Pada umumnya peternak memberikan pakan sebanyak 2 kali/hari di pagi dan sore hari dengan frekuensi 4 kali. Dalam program sapi perah, jelas Panji, konsentrat diberikan sebelum pemerahan sedangkan pakan hijauan diberikan setelah pemerahan.
Yang kini menjadi persoalan, ada 70% peternak tidak punya lahan, 20% memiliki lahan, dan 10% memiliki lahan dan cukup. Selain bibit berkualitas, ketersediaan rumput akan menjadi pengungkit meningkatnya produksi dan kualitas susu di tingkat peternak.
Selanjutnya, asupan kebutuhan air juga perlu dipenuhi. Ia menjelaskan, sapi tersusun oleh lebih dari 85% air. Agar bisa menghasilkan 1 kg susu, sapi membutuhkan 4-5 kg air. Oleh karena itu, sebaiknya bak minum dibuat terpisah dengan bak makan.
Panji menyarankan, penggunaan Nutrifat Ca-84 sebagai sumber lemak by pass ruminansia. Gunanya meningkatkan nutrien susu, terutama lemak dan mendongkrak produksi susu sapi perah. “Ini bisa meningkatkan fertilitas, energi kepadatan pakan, dan komponen dalam susu sapi perah,” tuturnya berpromosi.
Ahmad Hofit, peternak muda asal Nongkojajar, Pasuruan berpendapat serupa. Bagi dia, manajemen pakan hijuan, konsentrat, dan air tidak bisa disepelekan. Saat ini ia tengah mengembangkan hijauan pakan ternak yang semula rumput odot menjadi rumput pakchong.
Ke depan Duta Peternak Milenial ini juga menyiapkan sorgum untuk pembuatan silase. Untuk kebutuhan air, diberikan secara ad libitum yaitu air tak terbatas tersedia di dalam kandang.
Lebih jauh, ia mengatakan, khusus pedet pemberian pakan usia 0-3 bulan tidak memakai rumput. Akan tetapi, memanfaatkan calf starter dan tambahan biji jagung. Tujunnya, mengecek kesiapan pedet untuk mengonsumsi rumput. Kesiapan ini ditandai dengan adanya biji jagung tak tercerna di feses. “Peternak mesti tahu ini. Saya dapat ketika berkesempatan magang di New Zealand. Ini menentukan kualitas ke depan,” bahasnya.
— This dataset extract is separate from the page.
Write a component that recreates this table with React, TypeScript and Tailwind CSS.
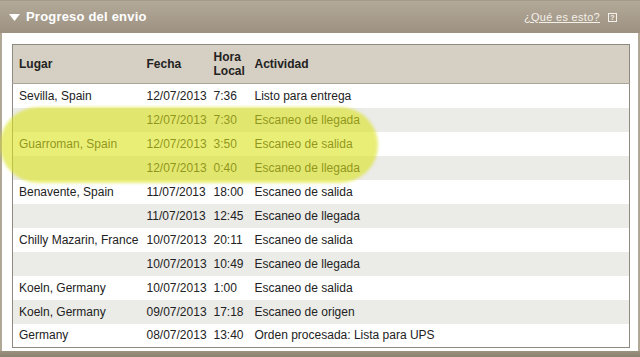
import React from "react";

const rows: [string, string, string, string][] = [
  ["Sevilla, Spain", "12/07/2013", "7:36", "Listo para entrega"],
  ["", "12/07/2013", "7:30", "Escaneo de llegada"],
  ["Guarroman, Spain", "12/07/2013", "3:50", "Escaneo de salida"],
  ["", "12/07/2013", "0:40", "Escaneo de llegada"],
  ["Benavente, Spain", "11/07/2013", "18:00", "Escaneo de salida"],
  ["", "11/07/2013", "12:45", "Escaneo de llegada"],
  ["Chilly Mazarin, France", "10/07/2013", "20:11", "Escaneo de salida"],
  ["", "10/07/2013", "10:49", "Escaneo de llegada"],
  ["Koeln, Germany", "10/07/2013", "1:00", "Escaneo de salida"],
  ["Koeln, Germany", "09/07/2013", "17:18", "Escaneo de origen"],
  ["Germany", "08/07/2013", "13:40", "Orden procesada: Lista para UPS"],
];

export default function App() {
  return (
    <div
      className="relative w-[640px] h-[357px] overflow-hidden bg-white flex flex-col"
      style={{ fontFamily: '"Liberation Sans", Arial, sans-serif' }}
    >
      {/* header bar */}
      <div className="h-[33px] shrink-0 border-t border-[#a39a8b] bg-gradient-to-b from-[#b3a999] to-[#9d9281] flex items-center pl-[9px] pr-[23px]">
        <svg width="11" height="9" viewBox="0 0 11 9" className="mr-[6px]">
          <polygon points="0,1 11,1 5.5,8" fill="#ffffff" />
        </svg>
        <span className="text-white font-bold text-[13px] tracking-[0.2px]">Progreso del envio</span>
        <div className="flex-1" />
        <span className="text-[#f4f0ea] text-[11px] underline tracking-[0.3px]">¿Qué es esto?</span>
        <span className="ml-[8px] w-[9px] h-[9px] border border-[#f4f0ea] text-[#f4f0ea] text-[7px] leading-[7px] flex items-center justify-center font-bold">?</span>
      </div>
      {/* body */}
      <div className="flex-1 border-l-2 border-r-2 border-[#b0a797] pl-[10px] pr-[8px] pt-[11px]">
        <table className="w-[618px] border border-[#8f8a80] border-collapse text-[12px] text-[#222]">
          <thead>
            <tr className="bg-[#d6cfc3] h-[39px] border-b border-[#a9a398]">
              <th className="w-[128px] text-left font-bold pl-[6px] align-middle">Lugar</th>
              <th className="w-[67px] text-left font-bold pl-[6px] align-middle">Fecha</th>
              <th className="w-[41px] text-left font-bold pl-[6px] align-middle leading-[14px]">
                Hora
                <br />
                Local
              </th>
              <th className="text-left font-bold pl-[6px] align-middle">Actividad</th>
            </tr>
          </thead>
          <tbody>
            {rows.map((r, i) => (
              <tr key={i} className={i % 2 === 0 ? "bg-white h-[24px]" : "bg-[#ebebe8] h-[24px]"}>
                <td className="pl-[6px] whitespace-nowrap">{r[0]}</td>
                <td className="pl-[6px] whitespace-nowrap">{r[1]}</td>
                <td className="pl-[6px] whitespace-nowrap">{r[2]}</td>
                <td className="pl-[6px] whitespace-nowrap">{r[3]}</td>
              </tr>
            ))}
          </tbody>
        </table>
      </div>
      {/* bottom bar */}
      <div className="h-[6px] shrink-0 bg-gradient-to-b from-[#9a917f] to-[#8a8170]" />
      {/* highlight overlay */}
      <div className="absolute left-[0px] top-[107px] w-[378px] h-[76px] rounded-[40px] bg-[#dbe31c]/60 blur-[1.5px] pointer-events-none" />
    </div>
  );
}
Kemudian, ia menekankan, hal sepele yang menunjang keberhasilan peternak adalah manajemen pencatatan. Program ini, ungkap lulusan peternakan Universitas Islam Malang tersebut, sering kali terlewati oleh peternak.
Padahal, ini sangat penting terutama dalam hal reproduksi. Siklus birahi jadi terpantau sehingga bisa terjadwal masa inseminasi buatan (IB), kode straw pejantan, tanggal lahir, hingga catatan kesehatan.
“Dari situ produktivitas saya di rata-rata 15-16 liter/ekor/hari. Pernah juga puncaknya 20 liter/ekor/hari,” tandas pemilik Peternakan Kandang Arumi ini.